The experiments described herein above were executed with the aim of deciphering the influence of a next-generation CCS on the sublimation mass flow, as compared to a conventional vial and stopper assembly. The results suggest that the ERON plastic caps offer a marginally increased resistance (9.43% at 150 μbar) to the vapor flow compared to a traditional lyo stopper. The lower mass flow rate can be attributed to partial shielding of the stopper vent area by the ERON plastic cap (Figure 3a). However, the inherent benefits offered by the ERON CCS clearly outweighs the observed change in sublimation mass flow.
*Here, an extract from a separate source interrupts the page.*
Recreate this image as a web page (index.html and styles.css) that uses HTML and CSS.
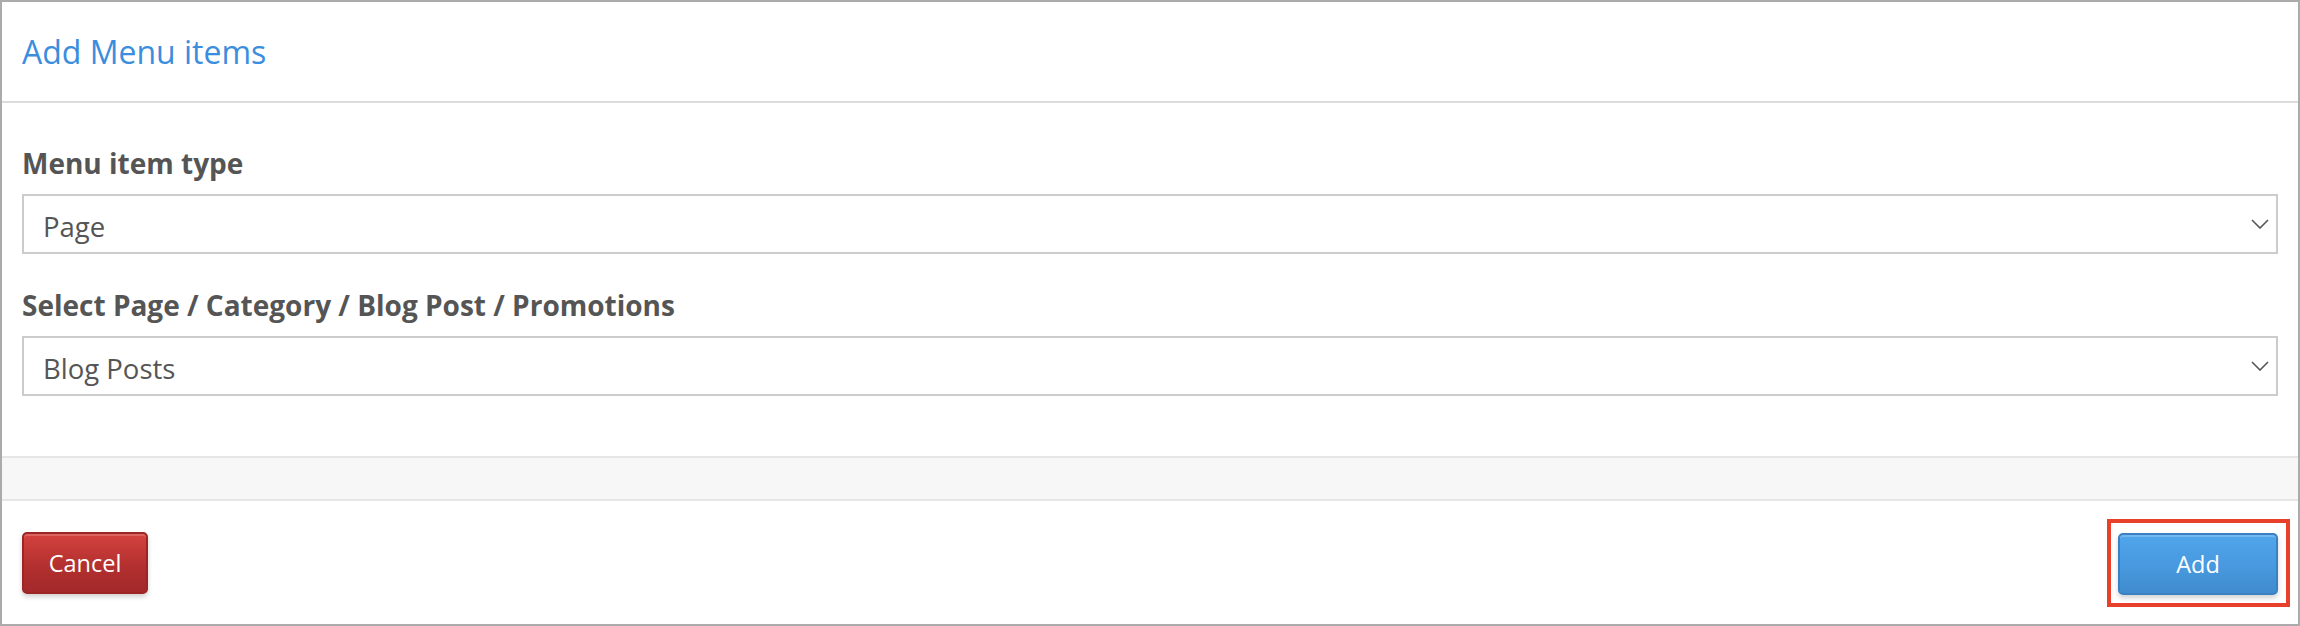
FILE: index.html
```html
<!DOCTYPE html>
<html lang="en">
<head>
<meta charset="utf-8">
<title>Add Menu items</title>
<link rel="stylesheet" href="styles.css">
</head>
<body>
<div class="modal">
  <div class="modal-header">
    <h1 class="modal-title">Add Menu items</h1>
  </div>
  <div class="modal-body">
    <div class="form-group">
      <label class="form-label">Menu item type</label>
      <div class="select">
        <span class="select-value">Page</span>
        <svg class="chevron" width="18" height="10" viewBox="0 0 18 10"><polyline points="1,1 9,9 17,1" fill="none" stroke="#555" stroke-width="1.6"/></svg>
      </div>
    </div>
    <div class="form-group">
      <label class="form-label">Select Page / Category / Blog Post / Promotions</label>
      <div class="select">
        <span class="select-value">Blog Posts</span>
        <svg class="chevron" width="18" height="10" viewBox="0 0 18 10"><polyline points="1,1 9,9 17,1" fill="none" stroke="#555" stroke-width="1.6"/></svg>
      </div>
    </div>
  </div>
  <div class="modal-band"></div>
  <div class="modal-footer">
    <button class="btn btn-cancel">Cancel</button>
    <span class="highlight"><button class="btn btn-add">Add</button></span>
  </div>
</div>
</body>
</html>
```

FILE: styles.css
```css
* { box-sizing: border-box; }
html, body { margin: 0; padding: 0; background: #fff; }
body { font-family: "Open Sans", "Liberation Sans", sans-serif; }

.modal {
  width: 2300px;
  height: 626px;
  border: 2px solid #ababab;
  background: #fff;
  display: flex;
  flex-direction: column;
}

.modal-header {
  padding: 28px 20px 27px;
  border-bottom: 2px solid #dcdcdc;
}
.modal-title {
  margin: 0;
  font-size: 32px;
  line-height: 44px;
  font-weight: 400;
  color: #3b8ddd;
}

.modal-body {
  padding: 42px 20px 0;
  height: 353px;
}
.form-group { margin-bottom: 33px; }
.form-group:last-child { margin-bottom: 0; }
.form-label {
  display: block;
  font-size: 28px;
  line-height: 36px;
  font-weight: 700;
  color: #555;
  margin-bottom: 13px;
}
.select {
  height: 60px;
  border: 2px solid #cccccc;
  background: #fff;
  display: flex;
  align-items: center;
  justify-content: space-between;
  padding: 0 7px 0 19px;
}
.select-value {
  font-size: 27.5px;
  line-height: 37px;
  color: #555;
  padding-top: 4px;
}
.chevron { display: block; }

.modal-band {
  height: 45px;
  background: #f7f7f7;
  border-top: 2px solid #e6e6e6;
  border-bottom: 2px solid #e6e6e6;
}

.modal-footer {
  flex: 1;
  display: flex;
  justify-content: space-between;
  align-items: center;
  padding: 0 8px 0 20px;
}

.highlight {
  display: flex;
  border: 4px solid #e8402a;
  padding: 10px 8px 8px 7px;
}

.btn {
  height: 62px;
  font-family: "Open Sans", "Liberation Sans", sans-serif;
  font-size: 23.5px;
  color: #fff;
  border-radius: 5px;
  cursor: pointer;
  padding: 0;
}
.btn-cancel {
  width: 126px;
  border: 2px solid #9d2526;
  background: linear-gradient(#d4423f, #b3302f 55%, #a3282a);
  box-shadow: inset 0 2px 0 rgba(255,255,255,0.18), 0 3px 5px rgba(0,0,0,0.18);
}
.btn-add {
  width: 160px;
  border: 2px solid #3b80c2;
  background: linear-gradient(#50a5eb, #4899df 55%, #3f8bcd);
  box-shadow: inset 0 2px 0 rgba(255,255,255,0.2), 0 3px 5px rgba(0,0,0,0.18);
}
```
It is noteworthy that the resistance offered by ERON plastic caps, which are an integral part of the ERON CCS, were also influenced by the choice of stopper type, i.e., ERON CCS containing either a lyo stopper or a serum stopper. Lyo stopper loaded ERON caps had up to a maximum of 7.81% lower mass flow rate at 150 μbar when compared to a serum stopper loaded ERON cap. The better performance of the serum stopper loaded ERON CCS can be attributed to the larger vent area offered by the serum stopper when compared to a lyo stopper. This is evident when comparing results between using solely lyo stoppers and serum stopper loaded ERON caps; the mass flow in these cases are within 2.7% of each other on average. It is equally important to note that while serum stoppers are not traditionally preferred for lyophilization, their use becomes more viable when used in conjunction with the ERON CCS.


Figure 8. Lyo cycle data for cycle with lyo stoppers and ERON plastic caps.


Figure 9. Mass flow rate results from all executed cycles.